#### [Given instruction]
Count the lines below that contain the word "this". Give only the number.

**** Material shown ****

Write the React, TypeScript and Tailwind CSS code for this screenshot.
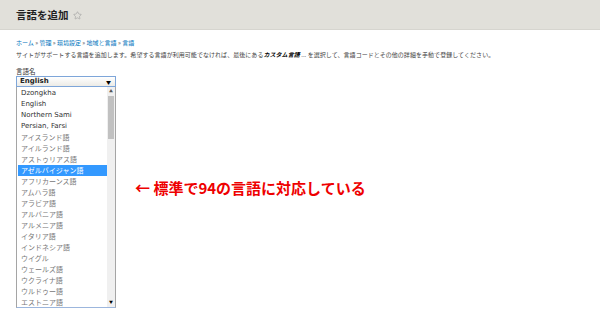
import { Star } from "lucide-react"

const languages = [
  { name: "Dzongkha", en: true },
  { name: "English", en: true },
  { name: "Northern Sami", en: true },
  { name: "Persian, Farsi", en: true },
  { name: "アイスランド語" },
  { name: "アイルランド語" },
  { name: "アストゥリアス語" },
  { name: "アゼルバイジャン語", selected: true },
  { name: "アフリカーンス語" },
  { name: "アムハラ語" },
  { name: "アラビア語" },
  { name: "アルバニア語" },
  { name: "アルメニア語" },
  { name: "イタリア語" },
  { name: "インドネシア語" },
  { name: "ウイグル" },
  { name: "ウェールズ語" },
  { name: "ウクライナ語" },
  { name: "ウルドゥー語" },
  { name: "エストニア語" },
]

const jp = "font-['Noto_Sans_CJK_JP','Noto_Sans',sans-serif]"

function LanguageDropdown() {
  return (
    <div className="w-[100px]">
      <div className="flex h-[11px] items-center justify-between border border-[#7ea6d9] bg-gradient-to-b from-white to-[#ecebe6] pl-[3px] pr-[4px]">
        <span className="font-['DejaVu_Sans',sans-serif] text-[7px] font-bold leading-none text-[#222]">English</span>
        <span className="text-[5px] leading-none text-black">▼</span>
      </div>
      <div className="flex h-[221px] border-x border-b border-x-[#a5a5a5] border-b-[#9cb6dd]">
        <ul className="flex-1 pt-px pl-px">
          {languages.map(lang => (
            <li
              key={lang.name}
              className={
                "flex h-[11px] items-center pl-[3px] leading-none " +
                (lang.selected
                  ? `bg-[#3399ff] text-white text-[7px] ${jp}`
                  : lang.en
                  ? "font-['DejaVu_Sans',sans-serif] text-[7px] text-[#333]"
                  : `text-[7px] text-[#777] ${jp}`)
              }
            >
              {lang.name}
            </li>
          ))}
        </ul>
        <div className="flex w-[8px] flex-col items-center bg-[#f0f0f0]">
          <span className="mt-[2px] text-[4px] leading-none text-[#555]">▲</span>
          <div className="mt-[3px] h-[43px] w-[6px] bg-[#c1c1c1]" />
          <span className="mt-auto mb-[3px] text-[4px] leading-none text-black">▼</span>
        </div>
      </div>
    </div>
  )
}

export default function App() {
  return (
    <div className={`h-[322px] w-[600px] overflow-hidden bg-white ${jp}`}>
      <div className="flex h-[30px] items-center gap-[4px] border-b border-[#d6d5cf] bg-[#e1e0da] px-4 pt-[2px]">
        <h1 className="text-[10.5px] font-bold leading-none text-[#222]">言語を追加</h1>
        <Star className="h-[9px] w-[9px] text-[#999]" strokeWidth={1.5} />
      </div>

      <div className="px-4 pt-[8px]">
        <p className="h-[10px] text-[6px] leading-[10px] text-[#0074bd]">
          ホーム <span className="text-[#555]">»</span> 管理 <span className="text-[#555]">»</span> 環境設定{" "}
          <span className="text-[#555]">»</span> 地域と言語 <span className="text-[#555]">»</span> 言語
        </p>
        <p className="mt-[2px] h-[10px] text-[6px] tracking-[0.05px] leading-[10px] text-[#444]">
          サイトがサポートする言語を追加します。希望する言語が利用可能でなければ、最後にある
          <em className="font-bold text-black">カスタム言語</em> ... を選択して、言語コードとその他の詳細を手動で登録してください。
        </p>
        <label className="mt-[6px] block h-[10px] text-[6.5px] leading-[10px] text-[#333]">言語名</label>

        <div className="flex">
          <LanguageDropdown />
          <div className="ml-[19px] pt-[102px] text-[15px] font-bold leading-[20px] text-[#ee0000]">
            ← 標準で94の言語に対応している
          </div>
        </div>
      </div>
    </div>
  )
}
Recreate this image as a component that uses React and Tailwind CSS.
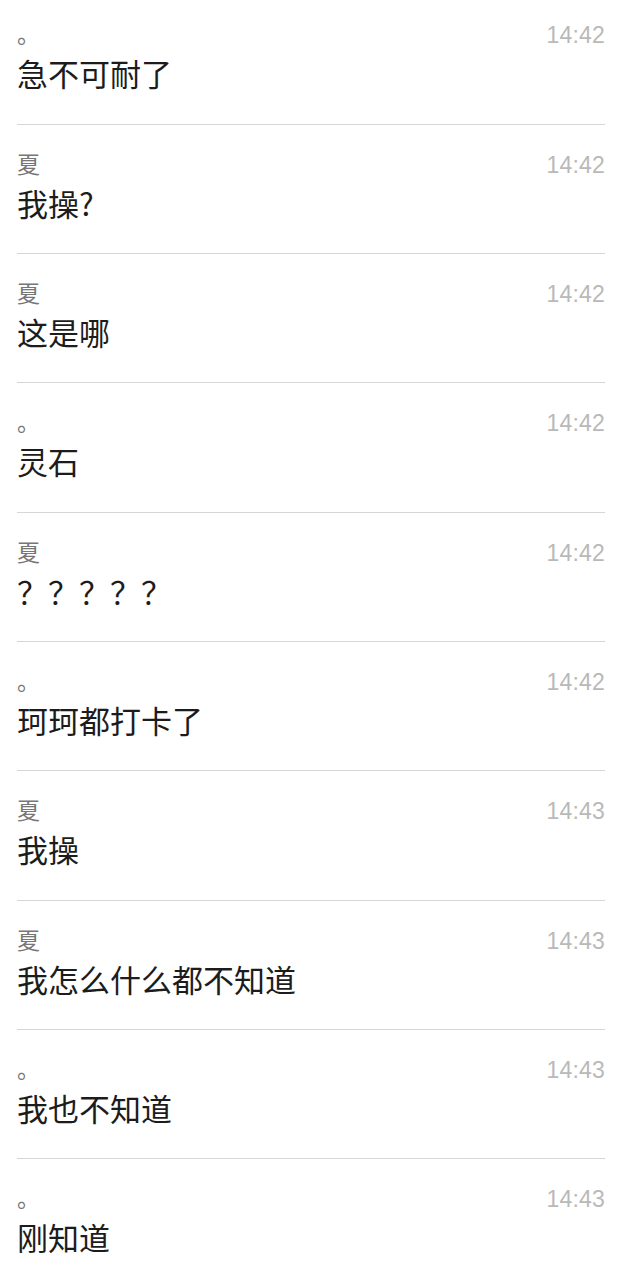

****

#### [Result below]
2